Ale po to, by móc wyjść Bogu naprzeciw, trzeba całkowicie zawierzyć Jego miłości i miłosierdziu. Nie jest złem ani radość ani posiadanie. Nie jest złem staranie o polepszenie swego bytu. Ale dając w cichości Bogu swoje jałmużny, modlitwy i posty, trzeba Mu także w cichości oddać - swoją troskę. Bóg wie, że jak ptakom potrzeba ziarna, a kwiatom, by się rozmnażały, barwy i woni, tak człowiekowi trzeba by miał co jeść i w co się ubierać. Ale my wychodząc z naszą miłością do Boga musimy ufać, że Bóg wychodzi do nas ze Swoją miłością. Dawniej to był niby targ: żyłem Panie, według Twoich nakazów, daj mi teraz Swoją pomoc. Obecnie inaczej: chcę Ci dać, Panie, wszystko na co mnie stać, ale wiem, to czuję, ufam w to, że zanim cośkolwiek zrobiłem, zanim postanowiłem coś zrobić, Ty uprzedziłeś mnie i dałeś mi właśnie to, co 8ni było potrzebne; i nie tylko dałeś - także dajesz i będziesz dawał; jestem zawsze spóźniony w stosunku do Twojej miłości; cokolwiek Ci daję, już daję z Twoich darów; i dlatego o jedno Cię tylko proszę: choć Twoja miłość jest nieskończona a moja taka nędzna," nie gardź nią i przyjmij ją z całą jej słabością, ze wszystkimi jakie są we mnie oporami.

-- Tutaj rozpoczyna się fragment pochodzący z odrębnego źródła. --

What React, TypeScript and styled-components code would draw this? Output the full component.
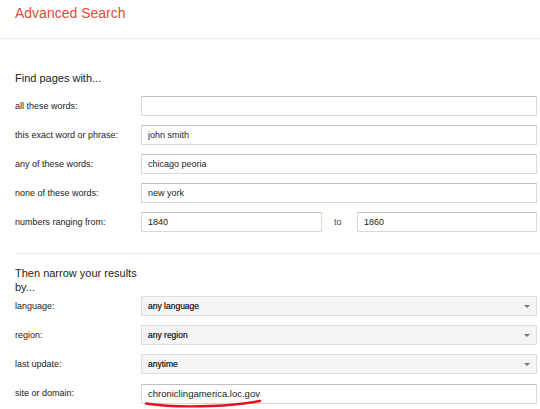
import styled, { createGlobalStyle } from 'styled-components';

const GlobalStyle = createGlobalStyle`
  html, body {
    margin: 0;
    padding: 0;
    background: #fff;
    overflow: hidden;
  }
  body {
    font-family: Arial, "Liberation Sans", sans-serif;
    color: #222;
  }
`;

const Page = styled.div`
  width: 540px;
  height: 409px;
  display: flex;
  flex-direction: column;
`;

const Header = styled.div`
  height: 39px;
  padding: 5px 0 0 15px;
  box-sizing: border-box;
  border-bottom: 1px solid #ebebeb;
`;

const Title = styled.h1`
  margin: 0;
  font-size: 14px;
  line-height: 17px;
  font-weight: normal;
  color: #dd4b39;
`;

const Section = styled.div<{ top: number }>`
  padding: ${(p) => p.top}px 3px 0 15px;
  display: flex;
  flex-direction: column;
  gap: 11px;
`;

const Heading = styled.h2`
  margin: 0;
  width: 126px;
  font-size: 11px;
  line-height: 14px;
  font-weight: normal;
  color: #222;
`;

const Rows = styled.div`
  display: flex;
  flex-direction: column;
  gap: 9px;
`;

const Row = styled.div`
  display: grid;
  grid-template-columns: 126px 1fr;
  align-items: center;
  height: 20px;
`;

const Label = styled.label`
  font-size: 9px;
  color: #222;
`;

const Input = styled.input<{ big?: boolean }>`
  box-sizing: border-box;
  width: 100%;
  height: 20px;
  margin: 0;
  padding: 0 6px;
  border: 1px solid #d9d9d9;
  border-top-color: #c0c0c0;
  border-radius: 1px;
  font-family: Arial, "Liberation Sans", sans-serif;
  font-size: ${(p) => (p.big ? '9.5px' : '9px')};
  color: #222;
  outline: none;
`;

const Range = styled.div`
  display: grid;
  grid-template-columns: 181px 35px 1fr;
  align-items: center;
`;

const To = styled.span`
  font-size: 9px;
  color: #444;
  padding-left: 12px;
`;

const Select = styled.div`
  box-sizing: border-box;
  height: 20px;
  display: flex;
  align-items: center;
  justify-content: space-between;
  padding: 0 6px;
  background: #f5f5f5;
  border: 1px solid #dcdcdc;
  border-radius: 1px;
  font-size: 8.5px;
  color: #333;
  text-shadow: 0 0 0.4px #333;
`;

const Arrow = styled.span`
  width: 0;
  height: 0;
  border-left: 3px solid transparent;
  border-right: 3px solid transparent;
  border-top: 3px solid #777;
`;

const Divider = styled.div`
  margin: 21px 0 0 15px;
  border-top: 1px solid #ebebeb;
`;

const Marked = styled.div`
  position: relative;
`;

const Scribble = styled.svg`
  position: absolute;
  left: 0;
  top: 0;
  pointer-events: none;
  overflow: visible;
`;

const words = [
  { label: 'all these words:', value: '' },
  { label: 'this exact word or phrase:', value: 'john smith' },
  { label: 'any of these words:', value: 'chicago peoria' },
  { label: 'none of these words:', value: 'new york' },
];

const selects = [
  { label: 'language:', value: 'any language' },
  { label: 'region:', value: 'any region' },
  { label: 'last update:', value: 'anytime' },
];

export default function App() {
  return (
    <Page>
      <GlobalStyle />
      <Header>
        <Title>Advanced Search</Title>
      </Header>
      <Section top={32}>
        <Heading>Find pages with...</Heading>
        <Rows>
          {words.map((w) => (
            <Row key={w.label}>
              <Label>{w.label}</Label>
              <Input defaultValue={w.value} />
            </Row>
          ))}
          <Row>
            <Label>numbers ranging from:</Label>
            <Range>
              <Input defaultValue="1840" />
              <To>to</To>
              <Input defaultValue="1860" />
            </Range>
          </Row>
        </Rows>
      </Section>
      <Divider />
      <Section top={12}>
        <Heading>Then narrow your results by...</Heading>
      </Section>
      <Section top={2}>
        <Rows>
          {selects.map((s) => (
            <Row key={s.label}>
              <Label>{s.label}</Label>
              <Select>
                {s.value}
                <Arrow />
              </Select>
            </Row>
          ))}
          <Row>
            <Label>site or domain:</Label>
            <Marked>
              <Input big defaultValue="chroniclingamerica.loc.gov" />
              <Scribble width="130" height="26">
                <path
                  d="M5 20.5 C 25 23.5, 45 24, 70 23 S 105 20.5, 119 18"
                  fill="none"
                  stroke="#e8101c"
                  strokeWidth="2.4"
                  strokeLinecap="round"
                />
              </Scribble>
            </Marked>
          </Row>
        </Rows>
      </Section>
    </Page>
  );
}
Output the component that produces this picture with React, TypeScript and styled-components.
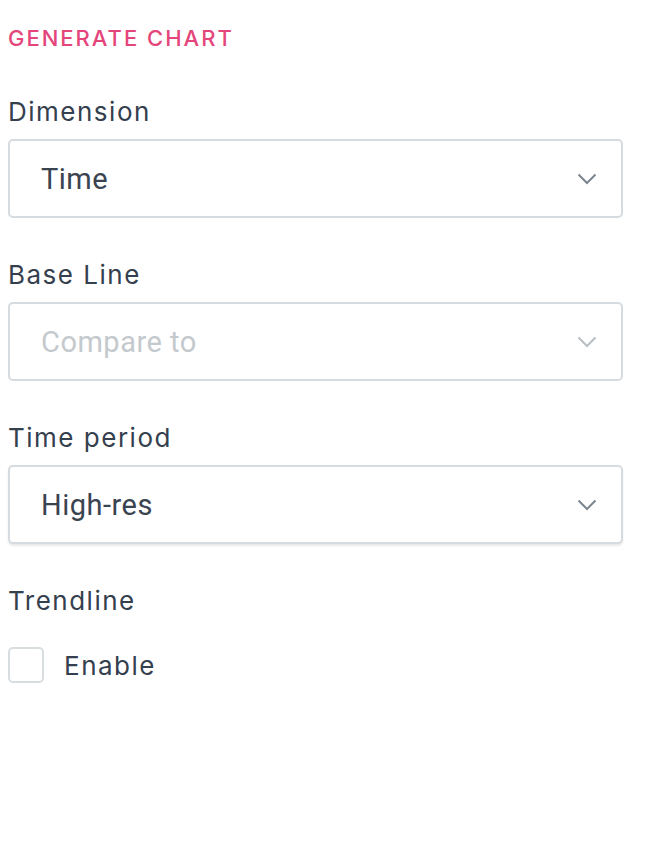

Gdy tak do Ciebie mówię, chcę uznać i chcę zawsze pamiętać, że nie jestem lepszy niż inni, ale nawet gorszy niż oni.

"Nie każdy, który mówi: Panie! Panie! - wejdzie do Królestwa Niebieskiego, ale kto wypełnia wolę Ojca Mego, który jest w niebiesiech..." Miłość w słowach jest niczym - musi się okazać czynem. I miłość nie jest miłością, jeśli nie towarzyszy jej pokora.